We know what happens when women seek out abortions but can’t get them: We know that women are more likely to be tied to abusive partners, are more likely to be stuck in poverty, are more likely to need social assistance, are more likely to experience certain mental health challenges, are more likely to have serious health issues, and are more likely to die in pregnancy, childbirth, or soon thereafter. But we also know quite a bit about what happens to children when their mothers aren’t able to get abortions – to children who were already in the world, and to the children women didn’t want to bring into it. Both of those groups – the children women were forced to have, and the siblings of children women were forced to have – do far worse than children who were wanted and welcomed. Children of women denied abortions have poorer maternal bonds, are less likely to reach development milestones, and are more likely to live in poverty.

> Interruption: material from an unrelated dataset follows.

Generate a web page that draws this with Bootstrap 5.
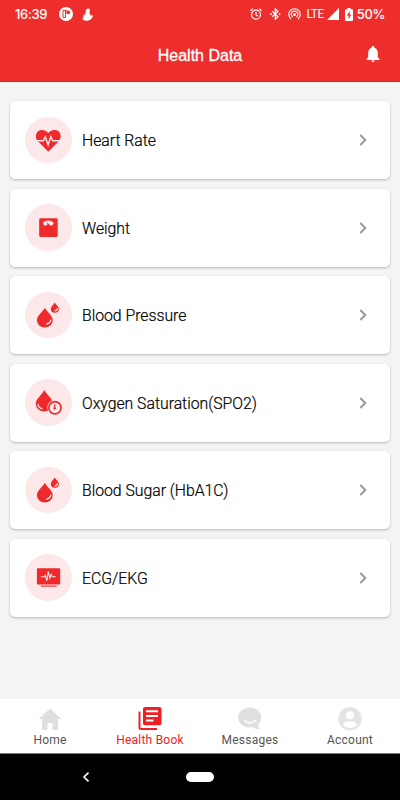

Women who are able to get abortions are more likely than those forced to carry a pregnancy to term against their will to have a wanted child later on — in other words, the forced pregnancy and childbearing means that women forced into motherhood end up less likely to have wanted children later (they’re also less likely to end up partnered).
And this JAMA study suggests that the children of women forced to continue pregnancies are also more likely to be taken from their families and placed in foster care.